彭涛笑笑不说话,他知道妻子这一趟去肯定会碰壁,有些人在咬到了饵之后,是会那么轻易松口的吗?这个世界上永远也不缺贪心和侥幸的人。昨天晚上他也想了,自己对秀秀确实管的太宽了,还是让她自由发挥吧,而自己能做的就是在最短的时间里强大起来,成为她可以肆意生活的后盾。吃过早饭过后,曹丽丽就过来找关秀去帮忙掌眼。一个不差钱的主顾定了跟妆,只有一个要求,务必做到尽善尽美。关秀准备备孕,已经和曹丽丽说好,准备把跟妆的工作全权交给曹丽丽,她也同意了,但像这种比较大的主顾,她还是会去盯着的。等婚礼结束之后,关秀从婚礼那边回来,却在自家铺面的前头的一个角落里看到一个熟悉的身影。她惊喜的喊了一声。“叔,您什么时候过来的?”
来人竟然张楼镇的小丫爸。听到关秀的喊声,老人蹲着的身子站了起来,可能是因为长时间蹲着,他的腰暂时佝偻着,关秀不知道为何,鼻子就是一酸。她想起上辈子的父亲,在彭涛出事之后,就是这样蹲在医院的拐角处,等着医生诊断结果。“天不亮就赶路了,到了你这个地方日头就老高了。”
小丫爸还是一如既往的憨厚,拘谨的笑着。“前面就是我家,您怎么不去家里等着呢,外头多冷呢。”
前几天的那场降雨,让空气温度陡然降了不少。关秀说话间,就能看到淡淡的白色寒气从嘴角冒了出来。“我等了好大一会儿没有看到你们夫妻两个,还以为是走错了地方,所以想着在这等一等。”
关秀一边带着小丫爸往家里走,一边说。“那你也可以先问问,屋里院子里忙着的都不是外人,平时最为和气不过,您下次来的时候,直接进来找人就行。”

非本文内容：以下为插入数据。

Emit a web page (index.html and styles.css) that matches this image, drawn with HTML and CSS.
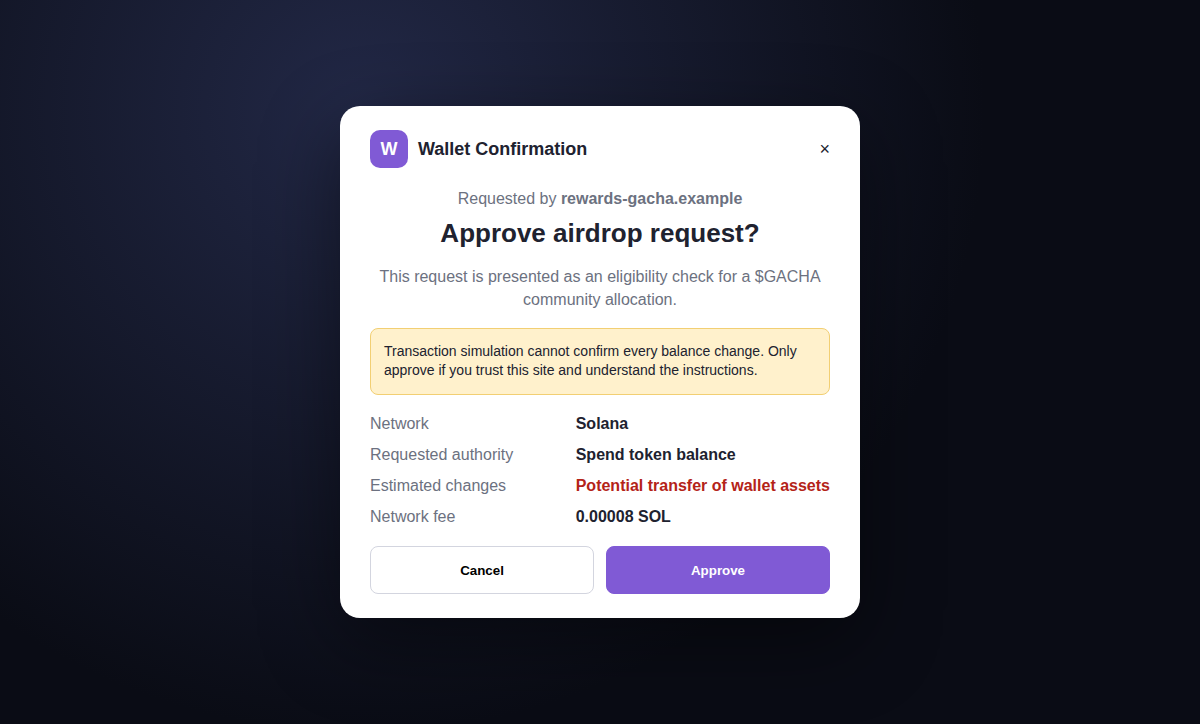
FILE: index.html
```html
<!DOCTYPE html>
<html lang="en">
<head>
<meta charset="utf-8">
<meta name="viewport" content="width=device-width, initial-scale=1">
<title>Wallet Confirmation</title>
<link rel="stylesheet" href="styles.css">
</head>
<body>
<main class="dialog" role="dialog" aria-labelledby="request-title">
  <header class="dialog-header">
    <span class="logo" aria-hidden="true">W</span>
    <strong class="dialog-name">Wallet Confirmation</strong>
    <button class="close" type="button" aria-label="Close">×</button>
  </header>
  <section class="request">
    <p class="origin">Requested by <strong>rewards-gacha.example</strong></p>
    <h1 class="title" id="request-title">Approve airdrop request?</h1>
    <p class="description">This request is presented as an eligibility check for a $GACHA community allocation.</p>
  </section>
  <p class="warning">Transaction simulation cannot confirm every balance change. Only approve if you trust this site and understand the instructions.</p>
  <dl class="details">
    <dt>Network</dt><dd>Solana</dd>
    <dt>Requested authority</dt><dd>Spend token balance</dd>
    <dt>Estimated changes</dt><dd class="danger">Potential transfer of wallet assets</dd>
    <dt>Network fee</dt><dd>0.00008 SOL</dd>
  </dl>
  <div class="actions">
    <button class="button" type="button">Cancel</button>
    <button class="button button-primary" type="button">Approve</button>
  </div>
</main>
</body>
</html>
```
FILE: styles.css
```css
* {
  box-sizing: border-box;
}

body {
  margin: 0;
  min-height: 100vh;
  display: grid;
  place-items: center;
  background: radial-gradient(circle at 30% 15%, #222846, #0a0c15 60%);
  color: #20222f;
  font: 16px/23px "Liberation Sans", Arial, sans-serif;
}

p,
h1,
dl,
dd {
  margin: 0;
}

.dialog {
  width: min(520px, 100%);
  padding: 24px 30px;
  border-radius: 20px;
  background: #fff;
  box-shadow: 0 24px 80px rgba(0, 0, 0, 0.45);
}

.dialog-header {
  display: flex;
  align-items: center;
  gap: 10px;
  font-size: 18px;
  line-height: 24px;
}

.logo {
  display: grid;
  place-items: center;
  width: 38px;
  height: 38px;
  border-radius: 10px;
  background: #805ad5;
  color: #fff;
  font-weight: 900;
}

.close {
  margin-left: auto;
  padding: 0;
  border: 0;
  background: none;
  color: inherit;
  font: inherit;
}

.request {
  margin-top: 19px;
  text-align: center;
  color: #6c7180;
}

.title {
  margin: 8px 0 16px;
  color: #20222f;
  font-size: 26px;
  line-height: 31px;
}

.warning {
  margin: 17px 0;
  padding: 13px 13px 14px;
  border: 1px solid #f2cf73;
  border-radius: 8px;
  background: #fff1cc;
  font-size: 14px;
  line-height: 19px;
}

.details {
  display: grid;
  grid-template-columns: 1fr auto;
  gap: 8px;
}

.details dt {
  color: #6c7180;
}

.details dd {
  font-weight: bold;
}

.details .danger {
  color: #b42318;
}

.actions {
  display: grid;
  grid-template-columns: 1fr 1fr;
  gap: 12px;
  margin-top: 18px;
}

.button {
  min-height: 48px;
  border: 1px solid #d3d5df;
  border-radius: 8px;
  background: #fff;
  color: #000;
  font-family: "Liberation Sans", Arial, sans-serif;
  font-weight: bold;
}

.button-primary {
  border-color: #805ad5;
  background: #805ad5;
  color: #fff;
}
```
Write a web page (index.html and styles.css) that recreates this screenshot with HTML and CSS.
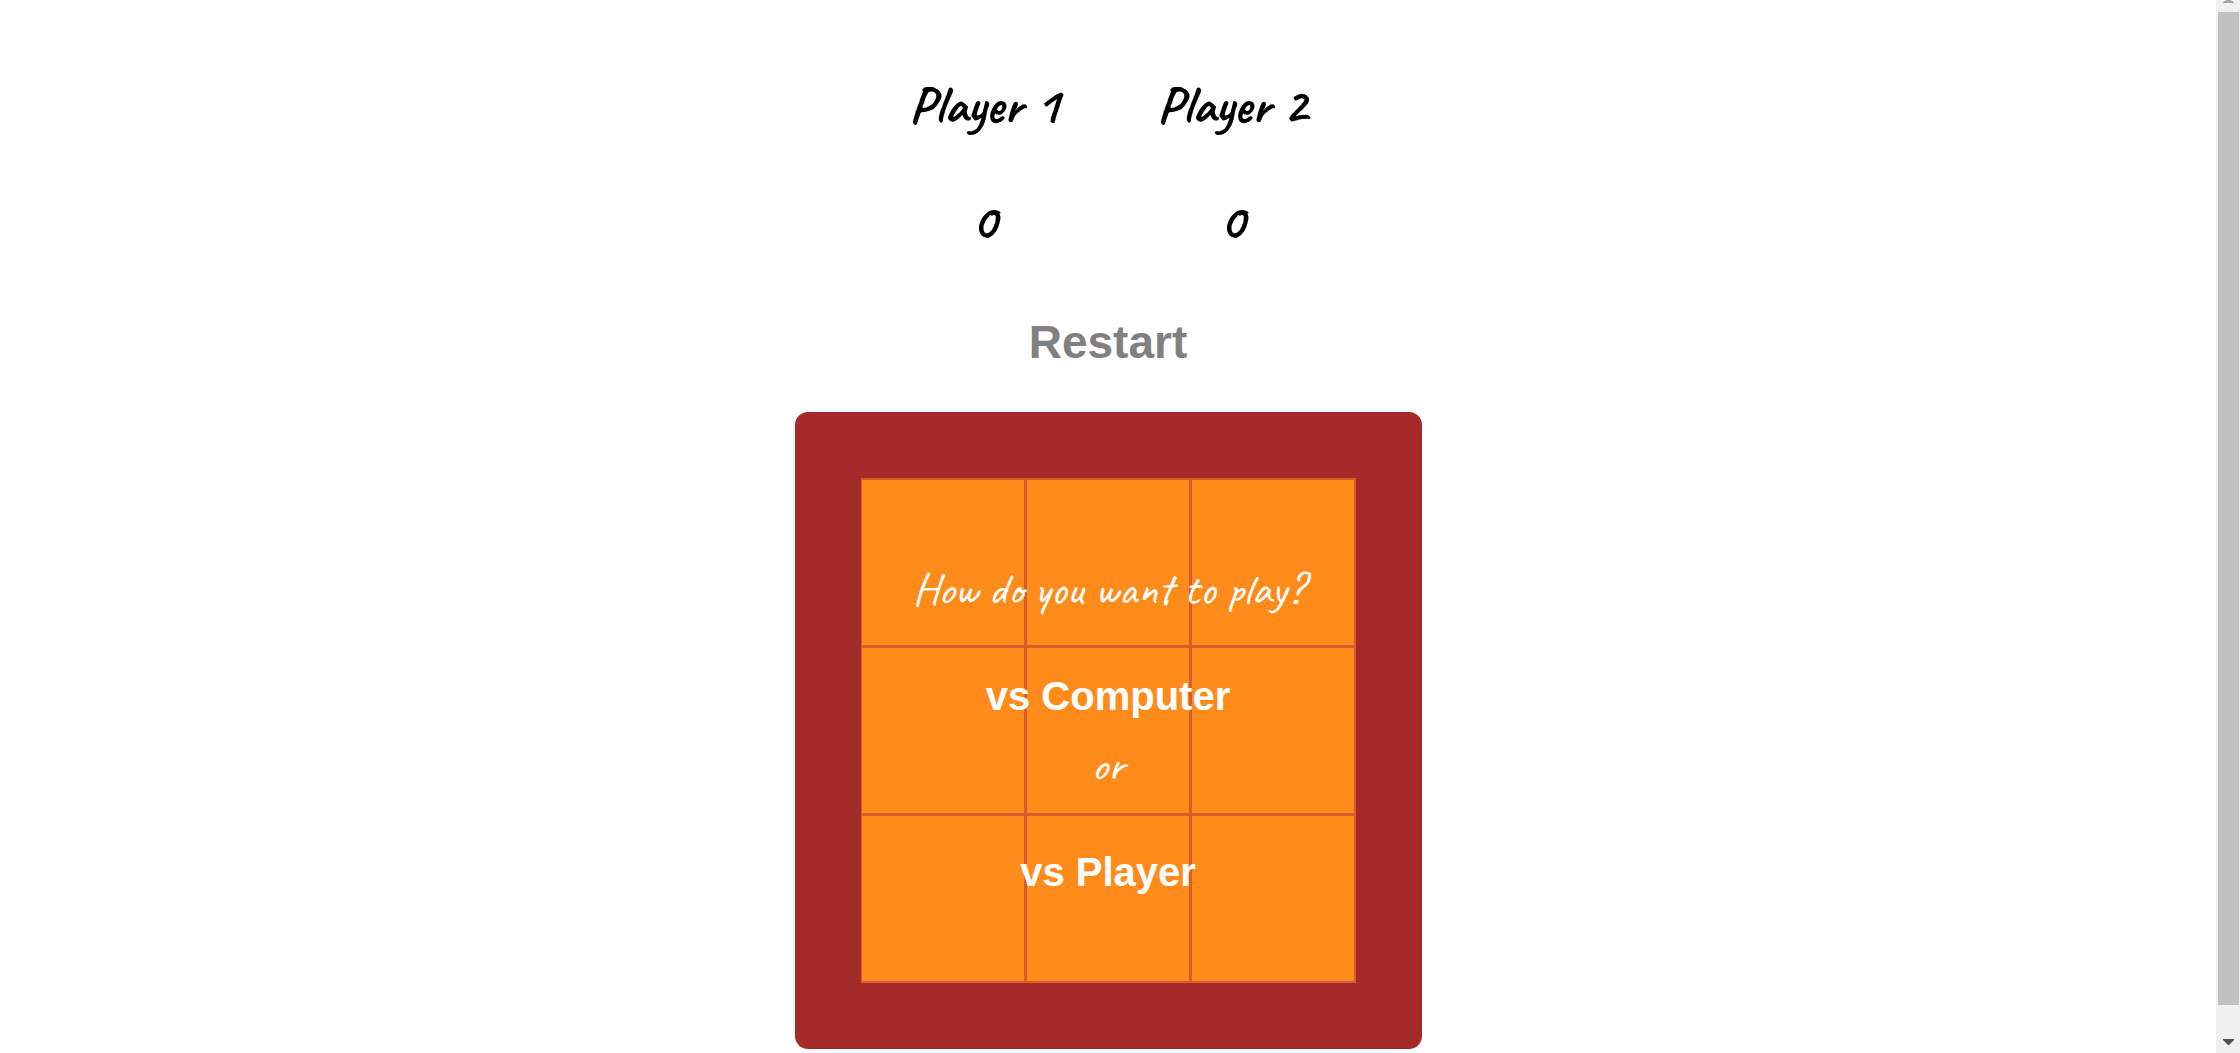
FILE: index.html
```html
<!DOCTYPE html>
<html lang="en">
<head>
<meta charset="utf-8">
<meta name="viewport" content="width=device-width, initial-scale=1">
<title>Tic Tac Toe</title>
<link rel="stylesheet" href="styles.css">
</head>
<body>
<main class="game">
  <section class="scores">
    <div class="player">
      <h2 class="player-name">Player 1</h2>
      <p class="player-score">0</p>
    </div>
    <div class="player">
      <h2 class="player-name">Player 2</h2>
      <p class="player-score">0</p>
    </div>
  </section>
  <button class="restart" type="button">Restart</button>
  <section class="board">
    <div class="cells">
      <span class="cell"></span><span class="cell"></span><span class="cell"></span>
      <span class="cell"></span><span class="cell"></span><span class="cell"></span>
      <span class="cell"></span><span class="cell"></span><span class="cell"></span>
    </div>
    <div class="chooser">
      <p class="question">How do you want to play?</p>
      <button class="mode" type="button">vs Computer</button>
      <p class="or">or</p>
      <button class="mode" type="button">vs Player</button>
    </div>
  </section>
</main>
<div class="scrollbar" aria-hidden="true">
  <svg class="arrow-up" width="24" height="12" viewBox="0 0 24 12"><path d="M10 0h5v1h2v1h1v1H7V2h1V1h2z" fill="#a3a3a3"/></svg>
  <div class="thumb"></div>
  <svg class="arrow-down" width="24" height="48" viewBox="0 0 24 48"><path d="M7 34h11v1l-5 5h-1l-5-5z" fill="#505050"/></svg>
</div>
</body>
</html>
```
FILE: styles.css
```css
* { box-sizing: border-box; }

body {
  display: flex;
  min-height: 100vh;
  margin: 0;
  background: #fff;
  color: #000;
  font-family: "Liberation Sans", Arial, sans-serif;
}

h2, p { margin: 0; }

button {
  padding: 0;
  border: 0;
  background: none;
  font-family: inherit;
  font-weight: bold;
  line-height: 60px;
  cursor: pointer;
}

.game {
  flex: 1;
  display: flex;
  flex-direction: column;
  align-items: center;
  padding-top: 75px;
}

.scores {
  display: flex;
}

.player {
  display: flex;
  flex-direction: column;
  gap: 56px;
  width: 248px;
  text-align: center;
}

.player-name,
.player-score,
.question,
.or {
  font-family: Caveat, cursive;
  line-height: 60px;
}

.player-name,
.player-score {
  font-size: 53px;
  font-weight: bold;
}

.restart {
  margin: 61px 0 40px;
  color: gray;
  font-size: 46px;
}

.board {
  display: grid;
  padding: 66px;
  border-radius: 13px;
  background: #a52a2a;
}

.cells,
.chooser { grid-area: 1 / 1; }

.cells {
  display: grid;
  grid-template-columns: repeat(3, 162px);
  grid-auto-rows: 165px;
  gap: 3px;
  padding: 2px 2px 2px 1px;
  background: #d95c2b;
}

.cell { background: #ff8c1a; }

.chooser {
  display: flex;
  flex-direction: column;
  align-items: center;
  padding-top: 81px;
  color: #fff;
}

.question,
.or {
  font-size: 46px;
  font-weight: 500;
}

.question { margin-bottom: 47px; }

.or { margin: 9px 0 47px; }

.mode {
  color: #fff;
  font-size: 40px;
}

.scrollbar {
  display: flex;
  flex-direction: column;
  width: 24px;
  background: #f0f0f0;
}

.thumb {
  flex: 1;
  margin: 0 1px 0 2px;
  background: #c1c1c1;
}
```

正说着关辉搬着一小箱子零件从院里出来,看到关秀先是尊敬的喊了一声秀秀姐。然后有客气的和小丫爸打了一声招呼。因为这声客气的问候,小丫爸悬在半空的心,才算是稳定了下来。看来这城里人也不像村长说的那样恐怖。“秀丫头,你们城里人真是和气。”
关秀听到这话噗嗤一声笑了出来。“叔,什么农村城里的,咱们都是一样的,我和彭涛原来也在家里种地,今年刚搬到城里来的。”